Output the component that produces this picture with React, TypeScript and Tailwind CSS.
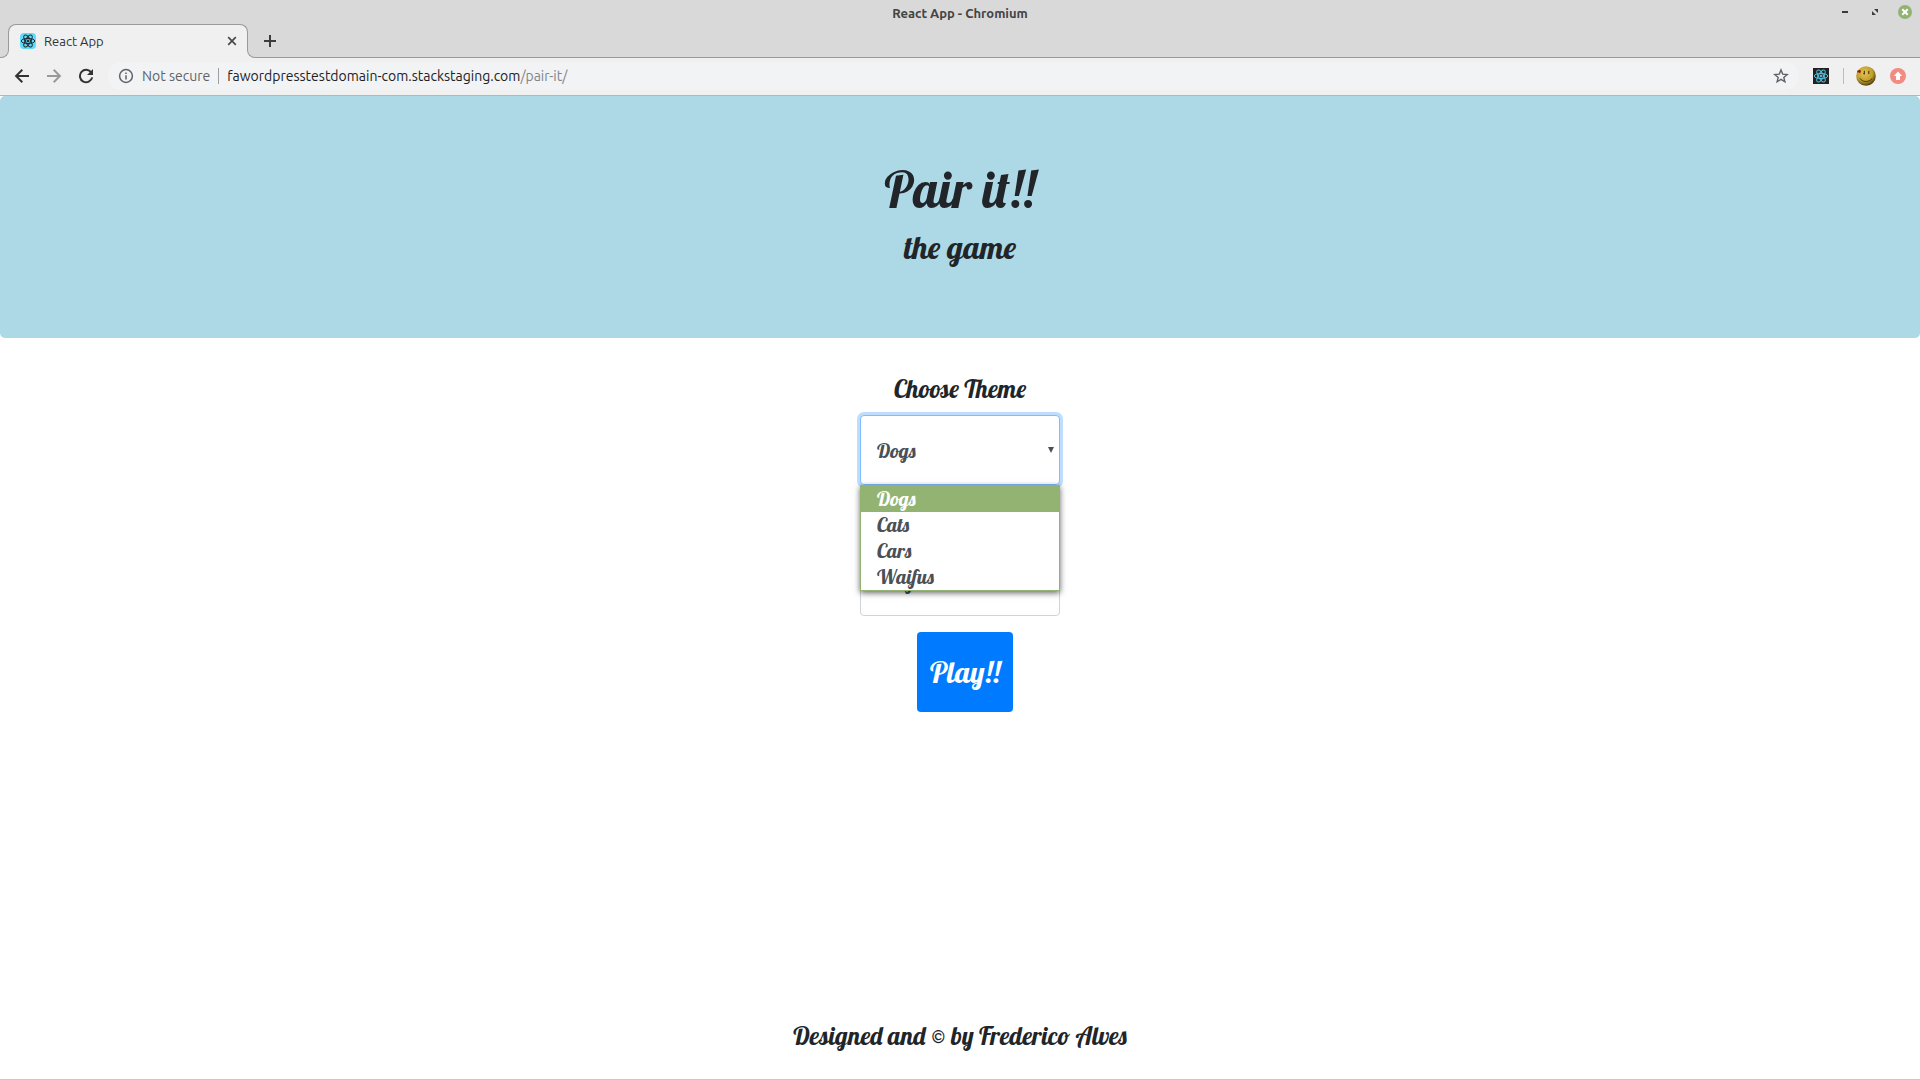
import React, { useState } from "react";

const UI = "font-['Ubuntu','Noto_Sans',sans-serif]";
const SCRIPT = "font-['Lobster','Liberation_Serif',serif]";

function Atom({ className, stroke }: { className: string; stroke: string }) {
  return (
    <svg viewBox="0 0 32 32" className={className} fill="none" stroke={stroke} strokeWidth="2" aria-hidden="true">
      <ellipse cx="16" cy="16" rx="13.5" ry="5.2" />
      <ellipse cx="16" cy="16" rx="13.5" ry="5.2" transform="rotate(60 16 16)" />
      <ellipse cx="16" cy="16" rx="13.5" ry="5.2" transform="rotate(120 16 16)" />
      <circle cx="16" cy="16" r="2" fill={stroke} />
    </svg>
  );
}

function TitleBar() {
  return (
    <header className="relative flex h-6 items-center justify-center bg-[#d9d9d9] pt-0.5">
      <span className="text-[13px] leading-4 font-bold text-[#444444]">React App - Chromium</span>
      <div className="absolute top-0 right-2 flex h-6 items-center gap-4">
        <button aria-label="Minimize" className="flex size-3.5 items-center justify-center">
          <span className="h-0.5 w-1.5 bg-[#3c3c3c]" />
        </button>
        <button aria-label="Restore" className="flex size-3.5 items-center justify-center">
          <svg viewBox="0 0 6 6" className="size-1.5" fill="#3c3c3c">
            <path d="M2 0H6V4ZM0 2V6H4Z" />
          </svg>
        </button>
        <button aria-label="Close window" className="flex size-3.5 items-center justify-center rounded-full bg-[#92b372]">
          <svg viewBox="0 0 14 14" className="size-3.5" stroke="#ffffff" strokeWidth="2">
            <path d="M4.3 4.3 9.7 9.7M9.7 4.3 4.3 9.7" />
          </svg>
        </button>
      </div>
    </header>
  );
}

function TabStrip() {
  return (
    <div className="flex h-[34px] items-end bg-[#d9d9d9] shadow-[inset_0_-1px_#999999]">
      <div className="relative z-10 -mr-px size-[9px] bg-[#f0f0f0]">
        <div className="size-full rounded-br-lg border-r border-b border-[#999999] bg-[#d9d9d9]" />
      </div>
      <div className="flex h-full w-[240px] items-center rounded-t-lg border-x border-t border-[#999999] bg-[#f0f0f0] pr-[7px] pb-px pl-[11px]">
        <span className="flex size-4 items-center justify-center rounded-sm bg-[#61dafb]">
          <Atom className="size-4" stroke="#20282c" />
        </span>
        <span className="ml-2 flex-1 text-[13px] leading-4 text-[#333333]">React App</span>
        <button aria-label="Close tab" className="flex size-4 items-center justify-center">
          <svg viewBox="0 0 16 16" className="size-4" stroke="#4a4a4a" strokeWidth="1.7">
            <path d="M4.2 4.2 11.8 11.8M11.8 4.2 4.2 11.8" />
          </svg>
        </button>
      </div>
      <div className="relative z-10 -ml-px size-[9px] bg-[#f0f0f0]">
        <div className="size-full rounded-bl-lg border-b border-l border-[#999999] bg-[#d9d9d9]" />
      </div>
      <button aria-label="New tab" className="flex h-full w-7 items-center justify-center">
        <svg viewBox="0 0 16 16" className="size-4" stroke="#3c3c3c" strokeWidth="2">
          <path d="M8 2V14M2 8H14" />
        </svg>
      </button>
    </div>
  );
}

function Toolbar() {
  return (
    <div className="flex h-[38px] items-center border-b border-[#b6b6b6] bg-[#f0f0f0] px-3.5 pb-px">
      <nav className="flex items-center gap-4" aria-label="Navigation">
        <button aria-label="Back">
          <svg viewBox="0 0 16 16" className="size-4" fill="none" stroke="#333333" strokeWidth="2">
            <path d="M15 8H2.5M8.3 1.8 2.1 8 8.3 14.2" />
          </svg>
        </button>
        <button aria-label="Forward">
          <svg viewBox="0 0 16 16" className="size-4" fill="none" stroke="#999999" strokeWidth="2">
            <path d="M1 8H13.5M7.7 1.8 13.9 8 7.7 14.2" />
          </svg>
        </button>
        <button aria-label="Reload">
          <svg viewBox="0 0 16 16" className="size-4" fill="none" stroke="#333333" strokeWidth="2">
            <path d="M13.3 4.6A6.2 6.2 0 1 0 14.2 9.4" />
            <path d="M15 1V7H9Z" fill="#333333" stroke="none" />
          </svg>
        </button>
      </nav>
      <div className="ml-3.5 flex h-7 flex-1 items-center rounded-full bg-[#f1f3f4] pr-2.5 pl-2.5 text-sm leading-5">
        <svg viewBox="0 0 16 16" className="size-4" fill="none" stroke="#5f6368" strokeWidth="1.5" aria-hidden="true">
          <circle cx="8" cy="8" r="6.4" />
          <path d="M8 7.2V11.6M8 4.4V6" />
        </svg>
        <span className="ml-2 text-[#5f6368]">Not secure</span>
        <span className="mx-2 h-4 w-px bg-[#9aa0a6]" />
        <a href="#" className="text-[#202124]">
          fawordpresstestdomain-com.stackstaging.com<span className="text-[#80868b]">/pair-it/</span>
        </a>
        <button aria-label="Bookmark this page" className="ml-auto">
          <svg viewBox="0 0 16 16" className="size-4" fill="none" stroke="#5f6368" strokeWidth="1.4">
            <path d="M8 1.9 9.7 6.1 14.2 6.5 10.8 9.4 11.9 13.8 8 11.4 4.1 13.8 5.2 9.4 1.8 6.5 6.3 6.1Z" />
          </svg>
        </button>
      </div>
      <button aria-label="React Developer Tools" className="ml-3.5 flex size-4 items-center justify-center bg-[#222222]">
        <Atom className="size-4" stroke="#53c1de" />
      </button>
      <span className="ml-3.5 h-4 w-px bg-[#bdbdbd]" />
      <button aria-label="Profile" className="ml-3">
        <svg viewBox="0 0 20 20" className="size-5">
          <defs>
            <radialGradient id="face" cx="0.42" cy="0.35" r="0.65">
              <stop offset="0" stopColor="#e2c652" />
              <stop offset="0.65" stopColor="#bf9c2e" />
              <stop offset="1" stopColor="#4f3e0c" />
            </radialGradient>
          </defs>
          <circle cx="10" cy="10" r="9.8" fill="url(#face)" />
          <path d="M4 12.3C6 16.4 13 16.6 16.2 12.5" fill="none" stroke="#4a3806" strokeWidth="1" />
          <path d="M8.3 4.8V8.4M12.8 4.8V8" stroke="#33260a" strokeWidth="1" />
          <path d="M1.4 4.4 4.6 4 4.8 5.4 4.2 7.2 2.6 6.2 1.2 6.6Z" fill="#8d1710" />
          <path d="M7 7.6H9" stroke="#8d1710" strokeWidth="0.8" />
        </svg>
      </button>
      <button aria-label="Update available" className="ml-3.5">
        <svg viewBox="0 0 16 16" className="size-4">
          <circle cx="8" cy="8" r="8" fill="#f28b82" />
          <path d="M8 3.6 12.2 8H10V12H6V8H3.8Z" fill="#ffffff" />
        </svg>
      </button>
    </div>
  );
}

const themes = ["Dogs", "Cats", "Cars", "Waifus"];
const SELECT =
  "block h-[70px] w-full appearance-none rounded border bg-white pt-0.5 pl-4 text-[20px] text-[#495057] outline-none";

export default function App() {
  const [theme, setTheme] = useState("Dogs");
  return (
    <div className={`flex min-h-screen flex-col bg-white ${UI}`}>
      <TitleBar />
      <TabStrip />
      <Toolbar />
      <div className={`flex flex-1 flex-col items-center border-b border-[#c8c8c8] text-[#212529] ${SCRIPT}`}>
        <section className="w-full rounded-[5px] bg-[#add8e6] pt-16 pb-[70px] text-center">
          <h1 className="text-[50px] leading-[60px]">Pair it!!</h1>
          <h2 className="mt-1.5 text-[32px] leading-[42px]">the game</h2>
        </section>
        <form className="flex w-[200px] flex-col pt-8" onSubmit={(e) => e.preventDefault()}>
          <label htmlFor="theme" className="self-center text-[25px] leading-[38px] whitespace-nowrap">
            Choose Theme
          </label>
          <div className="relative mt-[7px]">
            <select
              id="theme"
              value={theme}
              onChange={(e) => setTheme(e.target.value)}
              className={`${SELECT} border-[#80bdff] shadow-[0_0_0_3px_rgba(0,123,255,0.25)]`}
            >
              {themes.map((t) => (
                <option key={t}>{t}</option>
              ))}
            </select>
            <svg viewBox="0 0 6 6" className="pointer-events-none absolute top-8 right-1.5 size-1.5" fill="#495057">
              <path d="M0 0H6L3 6Z" />
            </svg>
            <ul
              role="listbox"
              aria-label="Theme options"
              className="absolute top-full left-0 z-10 w-full border border-[#92b372] bg-white text-[20px] leading-[26px] text-[#495057] shadow-[0_2px_6px_rgba(0,0,0,0.6)]"
            >
              {themes.map((t) => (
                <li
                  key={t}
                  role="option"
                  aria-selected={t === theme}
                  onClick={() => setTheme(t)}
                  className="pl-4 aria-selected:bg-[#92b372] aria-selected:text-white"
                >
                  {t}
                </li>
              ))}
            </ul>
          </div>
          <select aria-label="Level" className={`${SELECT} mt-[61px] border-[#ced4da]`}>
            <option>Easy</option>
          </select>
          <button
            type="submit"
            className="mt-4 ml-2.5 h-20 self-center rounded bg-[#007bff] px-[13px] text-[30px] leading-10 text-white"
          >
            Play!!
          </button>
        </form>
        <footer className="mt-auto pb-6 text-[25px] leading-[38px]">Designed and © by Frederico Alves</footer>
      </div>
    </div>
  );
}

++++++++++

Report the number of lines in the listing above that include the word "React", and nothing else.

_SOLUTION TO THE EXERCISE_
5